## WHAT IS EXPECTED
Print the listing from its top line through the line containing "const tableCols = 'grid", nothing more, and leave out the pictures.

____ RECORDED DATA

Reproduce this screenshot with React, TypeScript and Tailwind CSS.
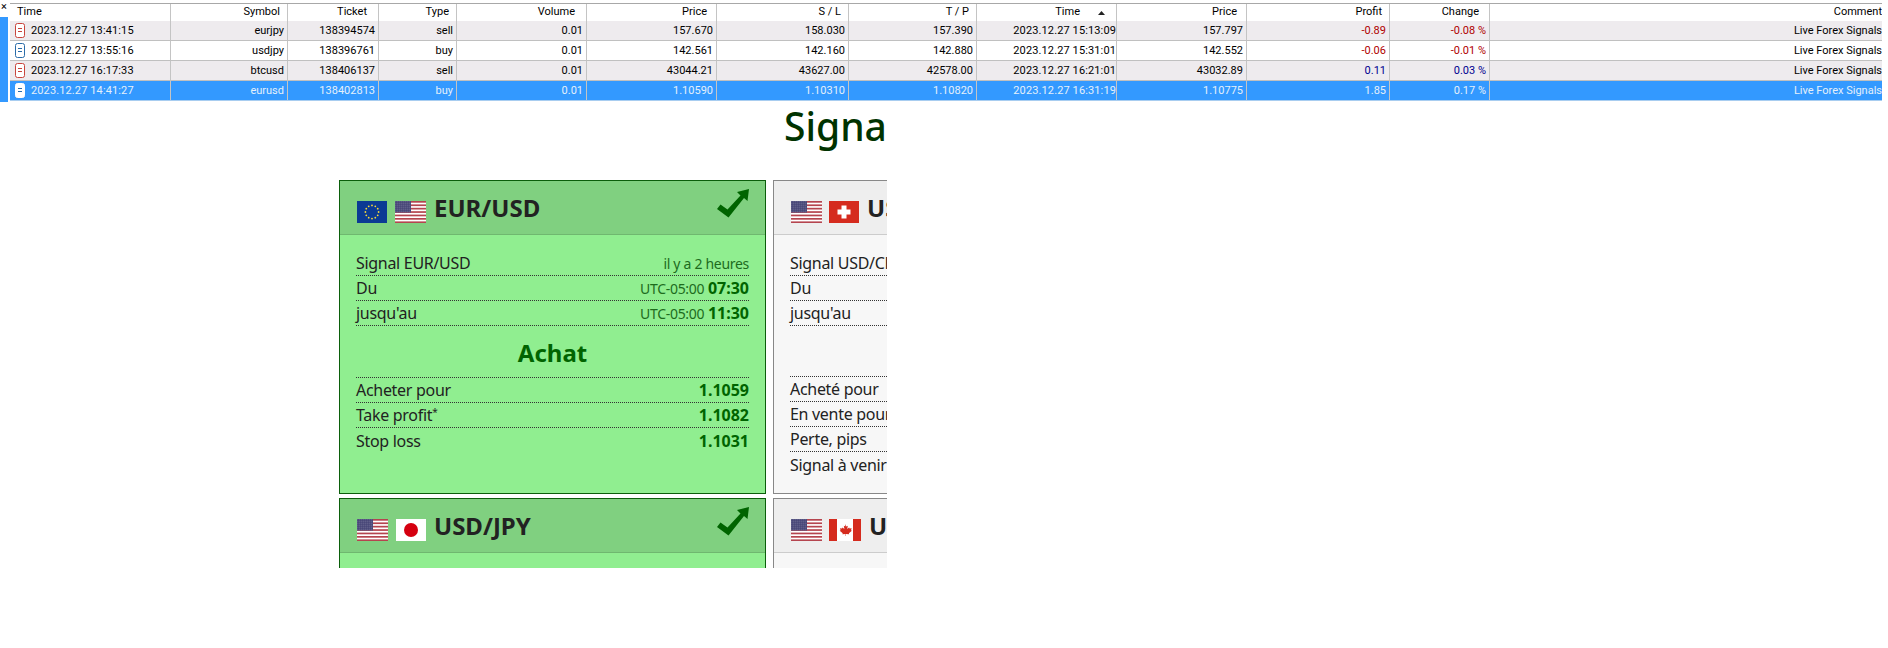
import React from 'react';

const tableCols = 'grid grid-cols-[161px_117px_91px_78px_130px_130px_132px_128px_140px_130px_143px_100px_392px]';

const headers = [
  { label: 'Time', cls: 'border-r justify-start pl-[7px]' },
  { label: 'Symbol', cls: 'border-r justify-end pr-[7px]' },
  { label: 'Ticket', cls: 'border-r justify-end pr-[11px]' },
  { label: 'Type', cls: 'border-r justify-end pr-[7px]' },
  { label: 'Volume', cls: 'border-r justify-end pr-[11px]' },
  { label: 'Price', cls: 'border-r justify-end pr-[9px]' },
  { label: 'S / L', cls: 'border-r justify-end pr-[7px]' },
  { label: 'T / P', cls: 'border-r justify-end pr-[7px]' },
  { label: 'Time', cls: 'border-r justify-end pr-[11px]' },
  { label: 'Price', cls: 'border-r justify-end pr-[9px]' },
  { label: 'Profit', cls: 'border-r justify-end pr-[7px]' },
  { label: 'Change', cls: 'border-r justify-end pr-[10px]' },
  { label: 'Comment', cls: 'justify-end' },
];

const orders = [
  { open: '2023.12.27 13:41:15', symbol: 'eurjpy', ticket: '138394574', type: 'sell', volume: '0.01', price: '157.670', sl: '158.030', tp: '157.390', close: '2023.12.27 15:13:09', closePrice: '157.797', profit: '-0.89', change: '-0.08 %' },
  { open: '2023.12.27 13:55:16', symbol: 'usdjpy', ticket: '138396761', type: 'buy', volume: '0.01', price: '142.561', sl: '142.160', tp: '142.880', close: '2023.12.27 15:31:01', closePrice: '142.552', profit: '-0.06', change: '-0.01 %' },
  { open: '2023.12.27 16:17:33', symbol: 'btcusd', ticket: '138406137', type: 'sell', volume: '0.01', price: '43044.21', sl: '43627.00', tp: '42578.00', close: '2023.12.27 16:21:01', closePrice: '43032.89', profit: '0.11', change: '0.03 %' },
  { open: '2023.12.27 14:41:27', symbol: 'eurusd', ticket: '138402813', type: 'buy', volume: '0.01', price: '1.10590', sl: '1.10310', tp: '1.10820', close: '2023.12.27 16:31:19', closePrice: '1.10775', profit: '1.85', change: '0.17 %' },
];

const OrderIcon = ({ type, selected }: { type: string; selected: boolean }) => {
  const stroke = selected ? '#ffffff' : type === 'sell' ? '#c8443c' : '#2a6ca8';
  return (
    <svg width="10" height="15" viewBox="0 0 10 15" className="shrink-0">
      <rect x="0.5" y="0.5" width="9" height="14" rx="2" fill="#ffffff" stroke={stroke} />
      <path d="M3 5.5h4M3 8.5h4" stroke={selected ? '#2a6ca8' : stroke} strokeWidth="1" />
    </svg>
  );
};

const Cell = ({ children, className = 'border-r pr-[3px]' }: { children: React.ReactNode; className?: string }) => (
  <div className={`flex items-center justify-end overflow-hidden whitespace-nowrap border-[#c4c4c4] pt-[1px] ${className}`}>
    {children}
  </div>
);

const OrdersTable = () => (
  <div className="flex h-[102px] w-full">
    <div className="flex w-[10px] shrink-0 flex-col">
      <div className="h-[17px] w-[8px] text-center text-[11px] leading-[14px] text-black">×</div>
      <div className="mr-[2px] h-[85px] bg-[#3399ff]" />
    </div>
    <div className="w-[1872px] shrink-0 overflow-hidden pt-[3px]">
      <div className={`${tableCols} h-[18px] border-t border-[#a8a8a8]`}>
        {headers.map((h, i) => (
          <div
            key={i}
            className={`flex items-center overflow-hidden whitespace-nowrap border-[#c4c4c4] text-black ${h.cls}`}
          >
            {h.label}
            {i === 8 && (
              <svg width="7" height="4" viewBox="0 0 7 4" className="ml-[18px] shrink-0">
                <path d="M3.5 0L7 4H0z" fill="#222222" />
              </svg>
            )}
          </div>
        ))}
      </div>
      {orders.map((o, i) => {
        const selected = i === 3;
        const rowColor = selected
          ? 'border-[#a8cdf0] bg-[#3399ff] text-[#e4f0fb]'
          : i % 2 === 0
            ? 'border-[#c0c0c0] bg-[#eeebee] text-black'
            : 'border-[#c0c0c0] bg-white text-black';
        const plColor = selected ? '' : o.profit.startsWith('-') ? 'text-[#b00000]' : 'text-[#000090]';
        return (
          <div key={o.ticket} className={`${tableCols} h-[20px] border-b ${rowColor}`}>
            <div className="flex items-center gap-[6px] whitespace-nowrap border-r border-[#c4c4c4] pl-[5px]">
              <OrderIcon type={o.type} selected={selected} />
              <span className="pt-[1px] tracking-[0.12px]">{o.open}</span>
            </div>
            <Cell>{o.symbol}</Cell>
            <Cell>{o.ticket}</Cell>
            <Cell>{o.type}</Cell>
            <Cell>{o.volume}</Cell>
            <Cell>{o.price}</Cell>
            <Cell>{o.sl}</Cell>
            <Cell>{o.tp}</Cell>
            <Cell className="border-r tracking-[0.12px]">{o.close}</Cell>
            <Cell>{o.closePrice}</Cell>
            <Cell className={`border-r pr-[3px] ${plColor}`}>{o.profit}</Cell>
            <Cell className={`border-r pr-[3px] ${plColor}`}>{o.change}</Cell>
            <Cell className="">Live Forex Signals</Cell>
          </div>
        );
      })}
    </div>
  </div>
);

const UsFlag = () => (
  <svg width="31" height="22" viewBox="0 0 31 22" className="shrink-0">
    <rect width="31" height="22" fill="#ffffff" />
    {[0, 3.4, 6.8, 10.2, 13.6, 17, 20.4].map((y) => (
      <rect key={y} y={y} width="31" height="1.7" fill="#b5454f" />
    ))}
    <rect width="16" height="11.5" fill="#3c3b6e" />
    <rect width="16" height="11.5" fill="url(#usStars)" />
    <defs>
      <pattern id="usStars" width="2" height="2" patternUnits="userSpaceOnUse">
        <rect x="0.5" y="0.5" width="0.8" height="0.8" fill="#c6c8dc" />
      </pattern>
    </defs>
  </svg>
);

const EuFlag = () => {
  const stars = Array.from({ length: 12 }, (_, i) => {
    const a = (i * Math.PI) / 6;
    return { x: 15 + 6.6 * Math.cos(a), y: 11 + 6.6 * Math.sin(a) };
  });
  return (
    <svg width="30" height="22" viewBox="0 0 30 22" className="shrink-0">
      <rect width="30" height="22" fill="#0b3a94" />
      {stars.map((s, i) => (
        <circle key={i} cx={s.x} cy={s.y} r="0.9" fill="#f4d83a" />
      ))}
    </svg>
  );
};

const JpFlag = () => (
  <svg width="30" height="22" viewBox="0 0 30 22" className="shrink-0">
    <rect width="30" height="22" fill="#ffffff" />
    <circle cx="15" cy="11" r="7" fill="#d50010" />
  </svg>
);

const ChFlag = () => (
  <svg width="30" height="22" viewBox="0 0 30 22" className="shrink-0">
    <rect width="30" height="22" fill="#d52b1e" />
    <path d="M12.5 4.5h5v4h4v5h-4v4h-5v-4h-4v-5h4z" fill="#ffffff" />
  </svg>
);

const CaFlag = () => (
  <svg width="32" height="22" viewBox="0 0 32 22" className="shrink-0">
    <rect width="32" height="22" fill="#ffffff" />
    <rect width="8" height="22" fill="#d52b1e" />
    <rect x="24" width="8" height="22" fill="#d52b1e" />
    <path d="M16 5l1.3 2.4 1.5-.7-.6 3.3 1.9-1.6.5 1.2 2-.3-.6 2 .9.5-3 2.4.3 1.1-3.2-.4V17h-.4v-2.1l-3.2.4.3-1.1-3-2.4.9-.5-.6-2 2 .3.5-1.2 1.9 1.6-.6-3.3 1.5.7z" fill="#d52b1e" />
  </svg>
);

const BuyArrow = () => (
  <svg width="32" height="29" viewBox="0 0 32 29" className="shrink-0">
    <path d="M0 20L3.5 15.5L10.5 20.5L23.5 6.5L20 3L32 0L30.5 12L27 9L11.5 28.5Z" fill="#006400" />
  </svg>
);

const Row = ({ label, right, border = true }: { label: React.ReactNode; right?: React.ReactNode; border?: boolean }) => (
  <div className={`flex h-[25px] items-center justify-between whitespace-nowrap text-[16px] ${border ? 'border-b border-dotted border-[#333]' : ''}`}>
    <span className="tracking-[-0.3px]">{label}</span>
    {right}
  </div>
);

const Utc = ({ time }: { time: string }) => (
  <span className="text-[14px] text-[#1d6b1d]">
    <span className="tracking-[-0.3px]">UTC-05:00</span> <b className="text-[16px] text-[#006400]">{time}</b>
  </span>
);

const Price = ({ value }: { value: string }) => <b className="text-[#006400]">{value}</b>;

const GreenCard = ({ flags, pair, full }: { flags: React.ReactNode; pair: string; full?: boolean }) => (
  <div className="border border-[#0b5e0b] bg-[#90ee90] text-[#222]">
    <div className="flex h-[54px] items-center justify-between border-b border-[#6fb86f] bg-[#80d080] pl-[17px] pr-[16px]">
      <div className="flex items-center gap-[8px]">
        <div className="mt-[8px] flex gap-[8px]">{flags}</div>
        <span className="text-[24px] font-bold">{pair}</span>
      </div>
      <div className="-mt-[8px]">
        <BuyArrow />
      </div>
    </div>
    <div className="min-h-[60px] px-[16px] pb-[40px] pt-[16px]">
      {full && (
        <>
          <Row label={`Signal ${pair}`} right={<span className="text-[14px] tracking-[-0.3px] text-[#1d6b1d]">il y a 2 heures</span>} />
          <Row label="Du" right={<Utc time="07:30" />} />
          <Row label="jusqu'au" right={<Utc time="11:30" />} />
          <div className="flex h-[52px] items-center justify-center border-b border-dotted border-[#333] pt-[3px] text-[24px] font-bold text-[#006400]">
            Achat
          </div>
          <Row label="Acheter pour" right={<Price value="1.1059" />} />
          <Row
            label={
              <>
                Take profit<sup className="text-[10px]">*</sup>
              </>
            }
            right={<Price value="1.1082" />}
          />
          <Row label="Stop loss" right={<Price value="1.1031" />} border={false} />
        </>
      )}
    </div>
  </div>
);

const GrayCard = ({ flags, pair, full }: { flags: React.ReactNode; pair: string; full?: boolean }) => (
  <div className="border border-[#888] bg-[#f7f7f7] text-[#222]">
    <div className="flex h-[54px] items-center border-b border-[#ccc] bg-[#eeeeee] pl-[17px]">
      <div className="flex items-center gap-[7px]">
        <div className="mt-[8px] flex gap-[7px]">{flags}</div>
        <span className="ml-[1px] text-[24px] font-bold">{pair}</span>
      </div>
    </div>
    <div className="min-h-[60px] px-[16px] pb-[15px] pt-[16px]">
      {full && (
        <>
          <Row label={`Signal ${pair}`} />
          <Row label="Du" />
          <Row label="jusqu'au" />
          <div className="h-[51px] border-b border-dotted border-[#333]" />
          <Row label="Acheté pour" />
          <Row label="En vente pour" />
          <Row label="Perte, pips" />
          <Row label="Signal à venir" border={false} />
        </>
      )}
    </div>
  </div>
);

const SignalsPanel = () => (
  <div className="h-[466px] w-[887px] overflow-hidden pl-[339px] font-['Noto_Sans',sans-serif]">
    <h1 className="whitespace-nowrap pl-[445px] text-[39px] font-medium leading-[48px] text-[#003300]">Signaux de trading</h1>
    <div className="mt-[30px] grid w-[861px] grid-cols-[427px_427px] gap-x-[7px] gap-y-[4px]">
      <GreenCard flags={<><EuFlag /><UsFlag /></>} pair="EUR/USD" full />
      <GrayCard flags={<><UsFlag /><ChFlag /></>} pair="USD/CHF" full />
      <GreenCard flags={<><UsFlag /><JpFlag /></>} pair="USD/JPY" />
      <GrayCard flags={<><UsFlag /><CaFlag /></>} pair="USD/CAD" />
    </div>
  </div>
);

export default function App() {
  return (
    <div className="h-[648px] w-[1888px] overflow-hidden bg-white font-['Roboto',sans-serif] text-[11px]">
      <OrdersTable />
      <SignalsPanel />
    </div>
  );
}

________

## FULL SOLUTION
Reproduce this screenshot with React, TypeScript and Tailwind CSS.
import React from 'react';

const tableCols = 'grid grid-cols-[161px_117px_91px_78px_130px_130px_132px_128px_140px_130px_143px_100px_392px]';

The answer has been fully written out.